Yesterday, I heard on the news that strikers in France had taken two managers hostage at a Goodyear plant, which had been nominated for being closed downAt the time I thought: “I understand more or less why the French undertake such actions, but it is killing for their reputation and for their chances as a hub for foreign industrial and service companies”.

Besides that, it is also killing for political will-power to take the hard, but necessary decisions concerning the French economy. Every politician in France knows that economic reforms could lead to widespread and violent protests everywhere in France: instead, they rather look to Brussels.

To the objective eye looking at this chart, however, there is not one, but TWO 'sick men' in Europe that showed poor growth during the last twenty years: one of them is Germany, surprisingly.

This surprise result perhaps discloses the negative side-effects of the wage restraint policy that has been started by Gerhard Schröder around the year 2000.

In Germany, the exports are running like a clockwork and everybody wants German goods for the current (relatively) cheap prices, due to the wage restraint policy of Schröder and later Merkel. 

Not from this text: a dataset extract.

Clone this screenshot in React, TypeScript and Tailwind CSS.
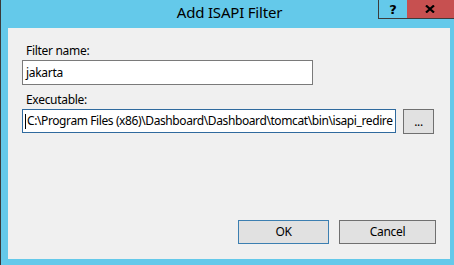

However, the German economy itself has actually been stalling in a French way since the year 2000, as a consequence of the consumer strike caused by the loss of purchase power, due to wage restraint. In other words, what Germany has been doing is financially choking its population for the benefit of successful exports. The aforementioned chart shows that this has not been a winning policy after all.

The objective viewer will state that the German economy showed considerable growth since 2009, in contrary to the other three countries. Then, I will reply to them that realizing growth, by taking away purchase power from your population for more than ten years, will rather kill than cure the economy in the end.

Too many German workers earn a monthly income that is too low to live from (f.i. from the so-called Mini-jobs, which only yield approximately €400 per month) and need an extra job to earn enough money. Others runs the risk of becoming victims of poverty.

Would the crisis not have started in 2008, Germany would still have been the economic loser of the Eurozone, instead of the glorious winner that it seems to be right now. That is a worrisome thought.